INSTRUCTIONS TO FOLLOW:
Report how many lines hold the word "Tailwind"; give nothing but the number.

SUPPLIED MATERIAL:
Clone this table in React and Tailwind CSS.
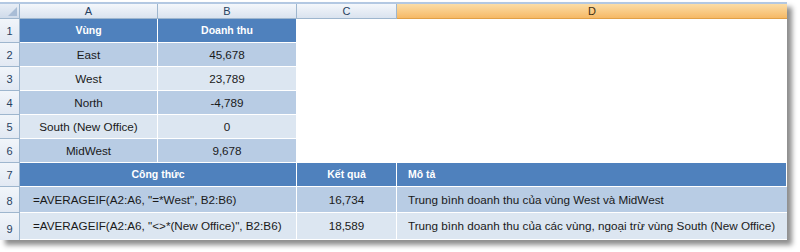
import React from 'react';

const font = { fontFamily: '"Liberation Sans", Arial, sans-serif' };

const data = [
  ['East', '45,678'],
  ['West', '23,789'],
  ['North', '-4,789'],
  ['South (New Office)', '0'],
  ['MidWest', '9,678'],
];

const formulas = [
  ['=AVERAGEIF(A2:A6, "=*West", B2:B6)', '16,734', 'Trung bình doanh thu của vùng West và MidWest'],
  ['=AVERAGEIF(A2:A6, "<>*(New Office)", B2:B6)', '18,589', 'Trung bình doanh thu của các vùng, ngoại trừ vùng South (New Office)'],
];

const colHead = 'flex items-center justify-center text-[11px] text-[#27415f] border-r border-b border-[#9eb6ce] bg-gradient-to-b from-[#f4f7fb] to-[#dae3ef]';
const rowHead = 'flex items-end justify-center pb-[3px] text-[11px] text-[#27415f] border-r border-b border-[#9eb6ce] bg-gradient-to-b from-[#f1f5fa] to-[#e2e9f3]';
const th = 'flex items-center justify-center bg-[#4f81bd] text-white font-bold text-[10.5px] border-r border-b border-white';
const band = (i) => (i % 2 === 0 ? 'bg-[#b8cce4]' : 'bg-[#dce6f1]');

export default function App() {
  return (
    <div className="w-[800px] h-[252px] bg-white pt-[2px]" style={font}>
      <div
        className="w-[787px] border-t-2 border-[#b3c8e2] grid shadow-[5px_5px_5px_rgba(0,0,0,0.45)] text-[11.7px] text-[#1a1a1a]"
        style={{ gridTemplateColumns: '20px 138px 139px 100px 390px', gridTemplateRows: '15px repeat(7, 24px) 26px 27px' }}
      >
        {/* column headers */}
        <div className="relative border-r border-b border-[#9eb6ce] bg-gradient-to-b from-[#e8eef6] to-[#cfdbea]">
          <div className="absolute right-[2px] bottom-[2px] w-0 h-0 border-l-[9px] border-l-transparent border-b-[9px] border-b-[#a9bdd6]" />
        </div>
        <div className={colHead}>A</div>
        <div className={colHead}>B</div>
        <div className={colHead}>C</div>
        <div className="flex items-center justify-center text-[11px] text-[#3d2f10] border-b border-[#e0a048] bg-gradient-to-b from-[#fbdda6] to-[#f6b965]">D</div>

        {/* row 1 */}
        <div className={rowHead}>1</div>
        <div className={th}>Vùng</div>
        <div className={th}>Doanh thu</div>
        <div className="row-span-6 col-span-2 bg-white" />

        {data.map(([region, value], i) => (
          <React.Fragment key={region}>
            <div className={rowHead}>{i + 2}</div>
            <div className={`${band(i)} flex items-center justify-center border-r border-b border-white`}>{region}</div>
            <div className={`${band(i)} flex items-center justify-center border-r border-b border-white`}>{value}</div>
          </React.Fragment>
        ))}

        {/* row 7 */}
        <div className={rowHead}>7</div>
        <div className={`${th} col-span-2`}>Công thức</div>
        <div className={th}>Kết quả</div>
        <div className={`${th} justify-start pl-[11px]`}>Mô tả</div>

        {formulas.map(([f, r, d], i) => (
          <React.Fragment key={f}>
            <div className={`${rowHead} ${i === 1 ? 'border-b-0' : ''}`}>{i + 8}</div>
            <div className={`${band(i)} col-span-2 flex items-center pl-[13px] border-r border-b border-white`}>{f}</div>
            <div className={`${band(i)} flex items-center justify-center border-r border-b border-white`}>{r}</div>
            <div className={`${band(i)} flex items-center pl-[11px] border-b border-white`}>{d}</div>
          </React.Fragment>
        ))}
      </div>
    </div>
  );
}
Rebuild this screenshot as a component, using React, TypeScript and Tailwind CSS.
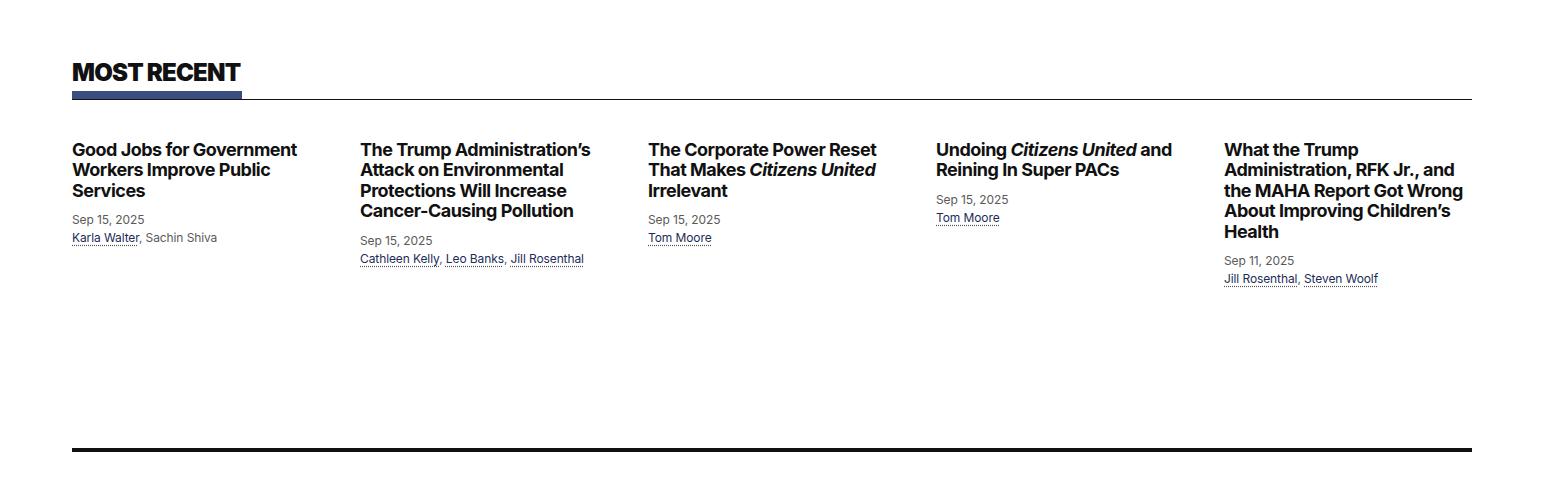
import type { ReactNode } from 'react';

type Author = { name: string; link: boolean };

type Story = {
  title: ReactNode;
  date: string;
  authors: Author[];
};

const stories: Story[] = [
  {
    title: 'Good Jobs for Government Workers Improve Public Services',
    date: 'Sep 15, 2025',
    authors: [
      { name: 'Karla Walter', link: true },
      { name: 'Sachin Shiva', link: false },
    ],
  },
  {
    title: 'The Trump Administration’s Attack on Environmental Protections Will Increase Cancer-Causing Pollution',
    date: 'Sep 15, 2025',
    authors: [
      { name: 'Cathleen Kelly', link: true },
      { name: 'Leo Banks', link: true },
      { name: 'Jill Rosenthal', link: true },
    ],
  },
  {
    title: (
      <>
        The Corporate Power Reset That Makes <em>Citizens United</em> Irrelevant
      </>
    ),
    date: 'Sep 15, 2025',
    authors: [{ name: 'Tom Moore', link: true }],
  },
  {
    title: (
      <>
        Undoing <em>Citizens United</em> and Reining In Super PACs
      </>
    ),
    date: 'Sep 15, 2025',
    authors: [{ name: 'Tom Moore', link: true }],
  },
  {
    title: 'What the Trump Administration, RFK Jr., and the MAHA Report Got Wrong About Improving Children’s Health',
    date: 'Sep 11, 2025',
    authors: [
      { name: 'Jill Rosenthal', link: true },
      { name: 'Steven Woolf', link: true },
    ],
  },
];

const StoryCard = ({ story }: { story: Story }) => (
  <article>
    <h3 className="text-[18px] leading-[20.4px] font-bold tracking-[-0.5px] text-[#111]">
      <a href="#">{story.title}</a>
    </h3>
    <div className="mt-[10px] text-[12px] leading-[18px] tracking-[-0.1px] text-[#5a5a5a]">{story.date}</div>
    <div className="text-[12px] leading-[18px] tracking-[-0.1px] text-[#5a5a5a]">
      {story.authors.map((a, i) => (
        <span key={a.name}>
          {a.link ? (
            <a
              href="#"
              className="text-[#1c2c57] underline decoration-dotted decoration-[#555] underline-offset-[3px]"
            >
              {a.name}
            </a>
          ) : (
            a.name
          )}
          {i < story.authors.length - 1 && ', '}
        </span>
      ))}
    </div>
  </article>
);

export default function App() {
  return (
    <div className="min-h-[480px] bg-white font-['Inter',sans-serif] antialiased">
      <section className="ml-[72px] w-[1400px] pt-[59px]">
        <h2 className="text-[24px] leading-[28px] font-black tracking-[-0.8px] text-[#111]">MOST RECENT</h2>
        <div className="mt-[4px] flex items-end border-b border-[#111]">
          <div className="h-[8px] w-[170px] bg-[#3a4d80]" />
        </div>

        <div className="mt-[40px] grid grid-cols-5 gap-x-[40px]">
          {stories.map((s, i) => (
            <StoryCard key={i} story={s} />
          ))}
        </div>

        <div className="mt-[160px] h-[4px] bg-[#111]" />
      </section>
    </div>
  );
}
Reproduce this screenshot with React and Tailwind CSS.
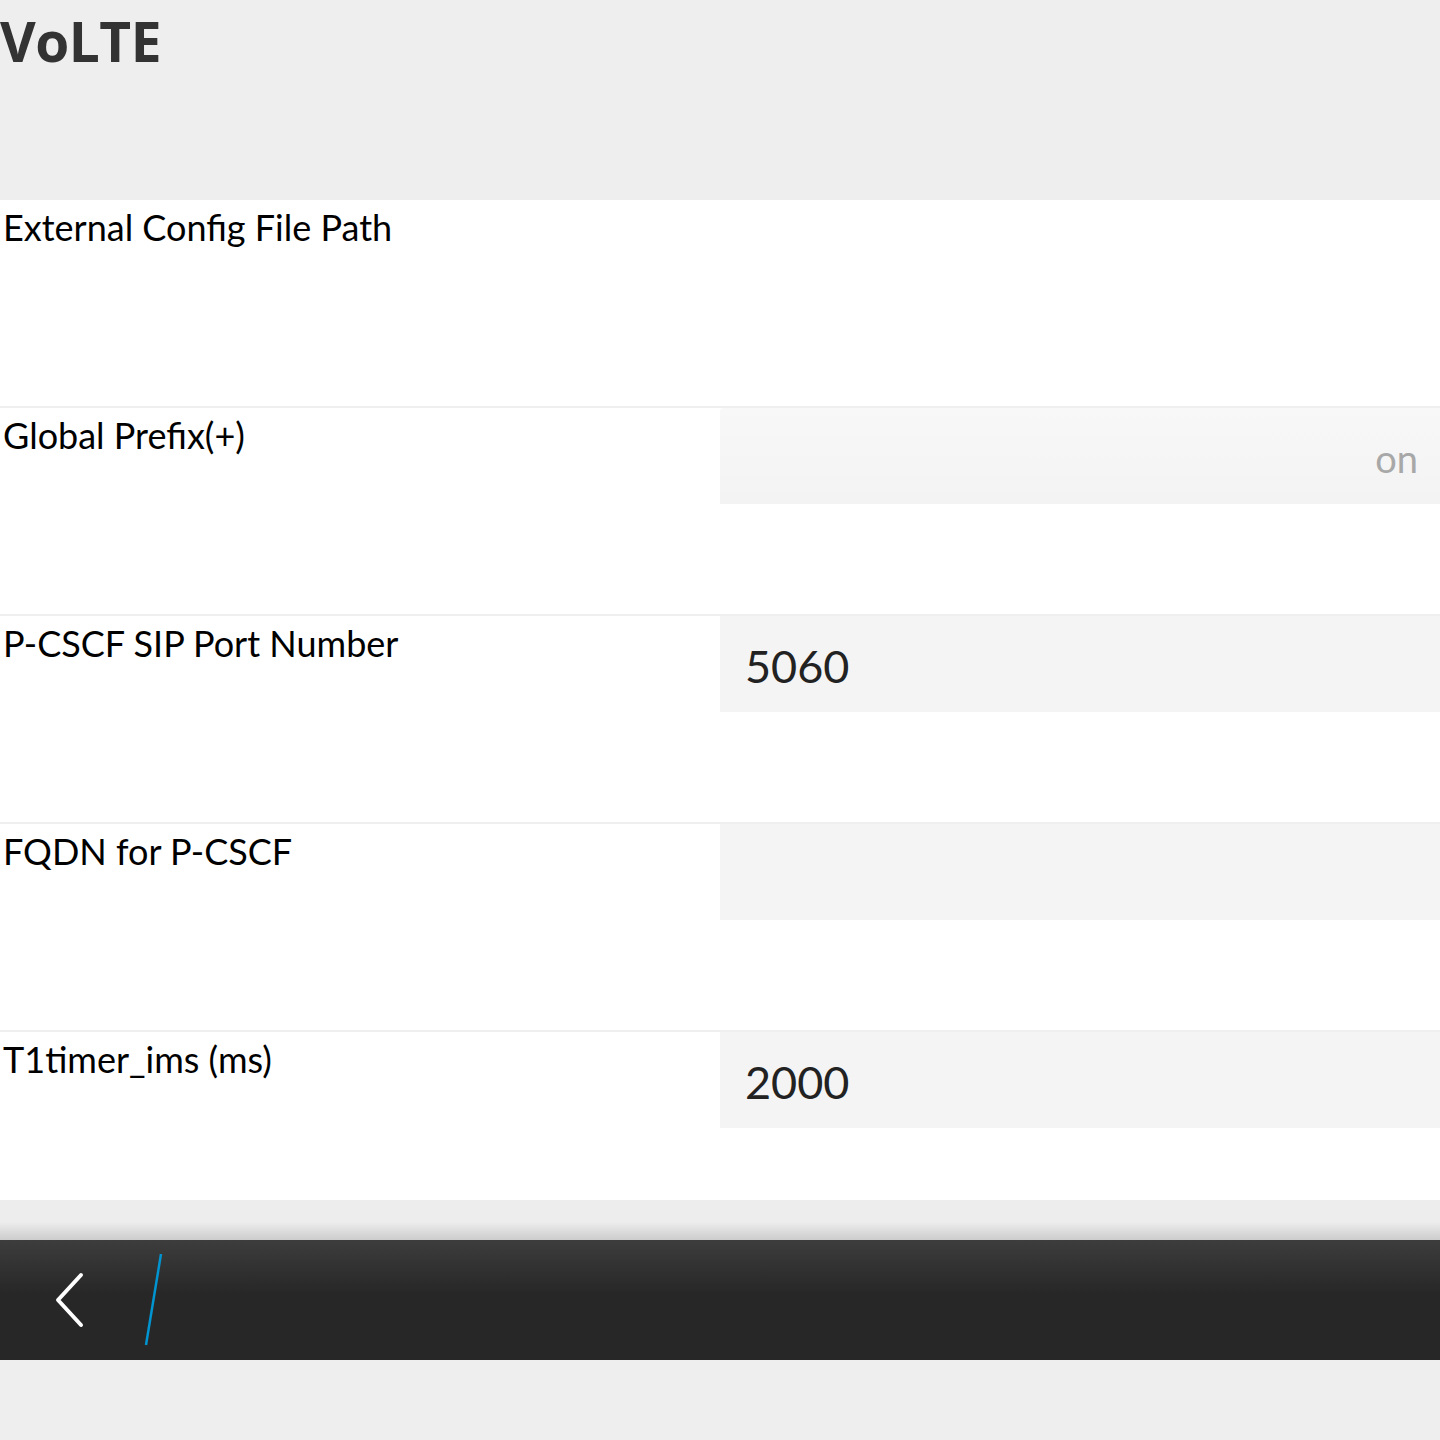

WRITTEN RESPONSE:
3